▸ **Recorded information**
▼

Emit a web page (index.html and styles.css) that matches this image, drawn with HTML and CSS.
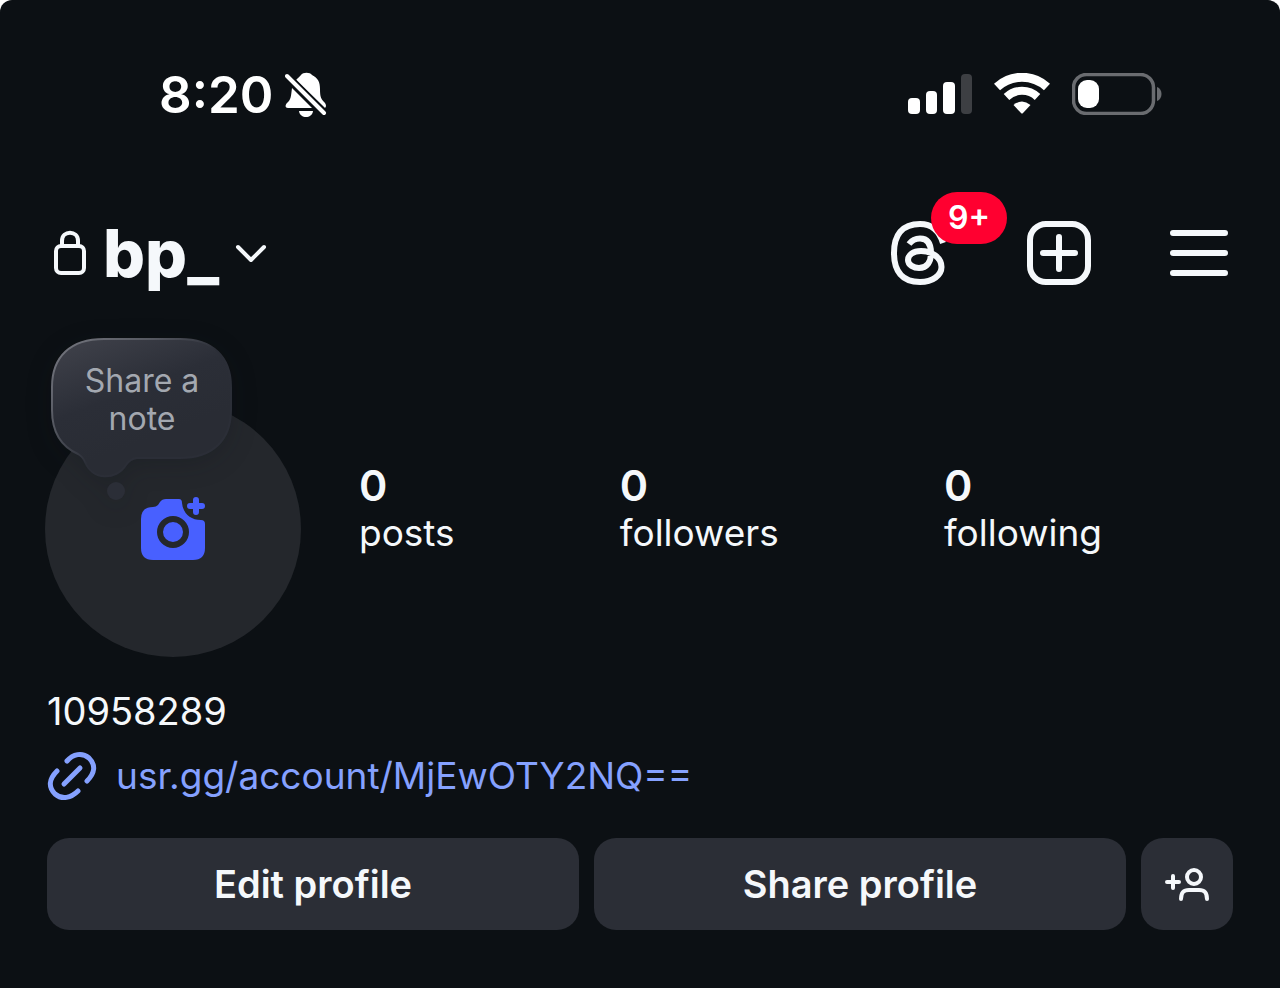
FILE: index.html
```
<!DOCTYPE html>
<html lang="en">
<head>
    <meta charset="UTF-8">
    <meta name="viewport" content="width=device-width, initial-scale=1.0">
    <title>Profile</title>
    <link rel="stylesheet" href="styles.css">
</head>
<body>
    <div class="screen">
        <div class="status-bar">
            <div class="status-left">
                <span class="time">8:20</span>
                <svg class="bell" width="42" height="46" viewBox="0 0 42 46" fill="#fff">
                    <path d="M7 16 L27 36 H3 C0 36 0 33 2 31 C6 28 6 24 7 16 Z"/>
                    <path d="M11 8 C13 6 15 4 16 3 C18 0 25 0 27 3 C33 6 35 10 35 17 C35 25 36 27 40 31 Q42 34 40 36 Z"/>
                    <path d="M14 39 H28 C27 47 15 47 14 39 Z"/>
                    <path d="M2 4 L39 41" stroke="#0c1014" stroke-width="8"/>
                    <path d="M2 4 L39 41" stroke="#fff" stroke-width="4" stroke-linecap="round"/>
                </svg>
            </div>
            <div class="status-right">
                <svg width="64" height="42" viewBox="0 0 64 42" fill="#fff">
                    <rect x="0" y="25" width="12" height="16" rx="4"/>
                    <rect x="18" y="18" width="11" height="23" rx="4"/>
                    <rect x="35" y="9" width="12" height="32" rx="4"/>
                    <rect x="53" y="1" width="11" height="40" rx="4" fill="#3d3f43"/>
                </svg>
                <svg width="56" height="42" viewBox="0 0 56 42" fill="none" stroke="#fff">
                    <path d="M3 14 A37 37 0 0 1 53 14" stroke-width="9"/>
                    <path d="M12.500 24 A22.500 22.500 0 0 1 43.500 24" stroke-width="8"/>
                    <path d="M19.500 32 Q28 25 36.500 32 L29 40 Q28 41 27 40 Z" fill="#fff" stroke="none"/>
                </svg>
                <svg width="90" height="42" viewBox="0 0 90 42">
                    <rect x="1.500" y="1.500" width="80" height="39" rx="13" fill="none" stroke="#6a6c70" stroke-width="3.500"/>
                    <rect x="6" y="7" width="21" height="28" rx="9" fill="#fff"/>
                    <path d="M85 14 C91 16 91 26 85 28 Z" fill="#6a6c70"/>
                </svg>
            </div>
        </div>

        <header class="header">
            <button class="account" type="button">
                <svg width="34" height="46" viewBox="0 0 34 46" fill="none" stroke="#f5f8fb" stroke-width="4">
                    <rect x="3" y="16" width="28" height="27" rx="5"/>
                    <path d="M9 16 V11 C9 0 25 0 25 11 V16"/>
                </svg>
                <span class="username">bp_</span>
                <svg width="32" height="20" viewBox="0 0 32 20" fill="none" stroke="#f5f8fb" stroke-width="4" stroke-linecap="round" stroke-linejoin="round">
                    <path d="M3 4 L16 17 L29 4"/>
                </svg>
            </button>
            <nav class="actions">
                <button class="threads" type="button" aria-label="Threads">
                    <svg width="64" height="64" viewBox="0 0 64 64" fill="none" stroke="#f5f8fb" stroke-width="6">
                        <path d="M55 22 C51 9 43 3 32 3 C14 3 6 14 6 32 C6 50 14 61 32 61 C45 61 53.500 54 53.500 46 C53.500 36 43 30 33 30 C25 30 20 34 20 39 C20 44 26 47 31 47 C39 47 43 41 43 32 C43 22 39 17.500 32 17.500 C27 17.500 24 19 21 23"/>
                    </svg>
                    <span class="badge">9+</span>
                </button>
                <button type="button" aria-label="New post">
                    <svg width="64" height="64" viewBox="0 0 64 64" fill="none" stroke="#f5f8fb" stroke-width="6" stroke-linecap="round">
                        <rect x="3" y="3" width="58" height="58" rx="16"/>
                        <path d="M32 16 V48 M16 32 H48"/>
                    </svg>
                </button>
                <button class="menu" type="button" aria-label="Menu">
                    <svg width="64" height="64" viewBox="0 0 64 64" stroke="#f5f8fb" stroke-width="6" stroke-linecap="round">
                        <path d="M7 12 H59 M7 32 H59 M7 52 H59"/>
                    </svg>
                </button>
            </nav>
        </header>

        <section class="profile">
            <div class="avatar-box">
                <button class="avatar" type="button" aria-label="Add photo">
                    <svg width="64" height="64" viewBox="0 0 64 64">
                        <path d="M12 10 Q15 10 17 8 L19 5 Q21 2 25 2 H38 Q41 2 41 6 C42 16 49 23 60 23 Q64 23 64 27 V51 Q64 63 52 63 H12 Q0 63 0 51 V22 Q0 10 12 10 Z" fill="#4860ff"/>
                        <circle cx="32" cy="35" r="13" fill="#4860ff" stroke="#24272c" stroke-width="6"/>
                        <path d="M55 3 V15 M49 9 H61" stroke="#4860ff" stroke-width="6" stroke-linecap="round"/>
                    </svg>
                </button>
                <button class="note" type="button">
                    <svg class="bubble" width="184" height="166" viewBox="0 0 184 166">
                        <defs>
                            <linearGradient id="fill" x1="0" y1="0" x2="0.400" y2="0.800">
                                <stop offset="0" stop-color="#41434c"/>
                                <stop offset="0.600" stop-color="#2b2e37"/>
                                <stop offset="1" stop-color="#292c34"/>
                            </linearGradient>
                            <linearGradient id="edge" x1="0" y1="0" x2="0.800" y2="0.700">
                                <stop offset="0" stop-color="#777981"/>
                                <stop offset="0.400" stop-color="#555861"/>
                                <stop offset="0.700" stop-color="#2b2e37"/>
                            </linearGradient>
                        </defs>
                        <path d="M54 2 H130 C163 2 181 20 181 50 V73 C181 103 163 121 130 121 H87 Q80 122 76 128 C66 144 42 143 35 125 Q33 120 28 117 C10 109 2 94 2 73 V50 C2 20 20 2 54 2 Z" fill="url(#fill)" stroke="url(#edge)" stroke-width="2"/>
                        <circle cx="66" cy="154" r="9" fill="#2b2e37"/>
                    </svg>
                    <span class="note-text">Share a note</span>
                </button>
            </div>
            <ul class="stats">
                <li><strong>0</strong><span>posts</span></li>
                <li><strong>0</strong><span>followers</span></li>
                <li><strong>0</strong><span>following</span></li>
            </ul>
        </section>

        <p class="name">10958289</p>
        <a class="link" href="#">
            <svg width="50" height="50" viewBox="0 0 50 50" fill="none" stroke="#85a1ff" stroke-width="5" stroke-linecap="round">
                <path d="M20 10 C26 3 35 1 42 7 C49 14 48 22 40 30"/>
                <path d="M10 20 C2 28 1 36 8 43 C15 49 24 47 31 40"/>
                <path d="M17 33 L33 17"/>
            </svg>
            <span>usr.gg/account/MjEwOTY2NQ==</span>
        </a>

        <div class="buttons">
            <button class="btn" type="button">Edit profile</button>
            <button class="btn" type="button">Share profile</button>
            <button class="btn btn-icon" type="button" aria-label="Discover people">
                <svg width="44" height="36" viewBox="0 0 44 36" fill="none" stroke="#f5f8fb" stroke-width="4" stroke-linecap="round">
                    <circle cx="29" cy="11" r="7"/>
                    <path d="M16 33 C16 26 19 24 24 24 H34 C39 24 42 26 42 33"/>
                    <path d="M8 10 V22 M2 16 H14"/>
                </svg>
            </button>
        </div>
    </div>
</body>
</html>
```
FILE: styles.css
```
* {
    box-sizing: border-box;
}

body {
    margin: 0;
    background-color: #fff;
    color: #f5f8fb;
    font-family: Inter, "Liberation Sans", sans-serif;
    font-size: 38px;
    line-height: 48px;
}

button {
    padding: 0;
    border: none;
    background: none;
    color: inherit;
    font: inherit;
    cursor: pointer;
}

svg {
    display: block;
    flex-shrink: 0;
}

.screen {
    min-height: 100vh;
    padding: 64px 47px 57px;
    border-radius: 12px 12px 0 0;
    background-color: #0c1014;
}

/* status bar */
.status-bar,
.status-left,
.status-right {
    display: flex;
    align-items: center;
}

.status-bar {
    justify-content: space-between;
    height: 60px;
    padding: 0 71px 0 112px;
    color: #fff;
}

.status-left {
    gap: 12px;
    padding-top: 2px;
}

.status-right {
    gap: 22px;
}

.time {
    font-size: 51px;
    font-weight: 600;
    line-height: 60px;
}

/* header */
.header {
    display: flex;
    justify-content: space-between;
    align-items: center;
    height: 80px;
    margin-top: 89px;
}

.account {
    display: flex;
    align-items: center;
    gap: 16px;
    padding-left: 6px;
}

.username {
    font-size: 66px;
    font-weight: 800;
    line-height: 80px;
}

.actions {
    display: flex;
    align-items: center;
    gap: 75px;
    padding-right: 3px;
}

.threads {
    position: relative;
}

.badge {
    position: absolute;
    top: -29px;
    left: 43px;
    width: 76px;
    border-radius: 26px;
    background-color: #ff0030;
    color: #fff;
    font-size: 32px;
    font-weight: 600;
    line-height: 52px;
    text-align: center;
}

/* avatar, note and counters */
.profile {
    display: flex;
    align-items: center;
    gap: 58px;
    margin-top: 44px;
}

.avatar-box {
    position: relative;
    flex-shrink: 0;
    margin-left: -2px;
    padding-top: 64px;
}

.avatar {
    display: flex;
    justify-content: center;
    align-items: center;
    width: 256px;
    height: 256px;
    border-radius: 50%;
    background-color: #24272c;
}

.note {
    position: absolute;
    top: 0;
    left: 5px;
    width: 184px;
    height: 122px;
    padding: 4px 32px 0;
    color: #a3a8b0;
    font-size: 32px;
    line-height: 38px;
}

.bubble {
    position: absolute;
    top: 0;
    left: 0;
    filter: drop-shadow(0 6px 12px rgba(12, 16, 20, 0.2));
}

.note-text {
    position: relative;
}

.stats {
    display: flex;
    flex: 1;
    justify-content: space-between;
    margin: 0;
    padding: 24px 131px 0 0;
    font-size: 37px;
    list-style: none;
}

.stats li {
    display: flex;
    flex-direction: column;
}

.stats strong {
    font-size: 43px;
    font-weight: 600;
}

/* bio */
.name {
    margin: 30px 0 16px;
}

.link {
    display: flex;
    align-items: center;
    gap: 19px;
    color: #85a1ff;
    font-size: 37px;
    text-decoration: none;
}

/* bottom buttons */
.buttons {
    display: flex;
    gap: 15px;
    margin-top: 37px;
}

.btn {
    flex: 1;
    height: 92px;
    border-radius: 22px;
    background-color: #2b2e36;
    font-weight: 600;
}

.btn-icon {
    display: flex;
    flex: 0 0 92px;
    justify-content: center;
    align-items: center;
}
```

▲

▸ **Task statement**
What is the number of lines that contain "index"? Reply with that number alone.

▸ **Solution to the problem**
2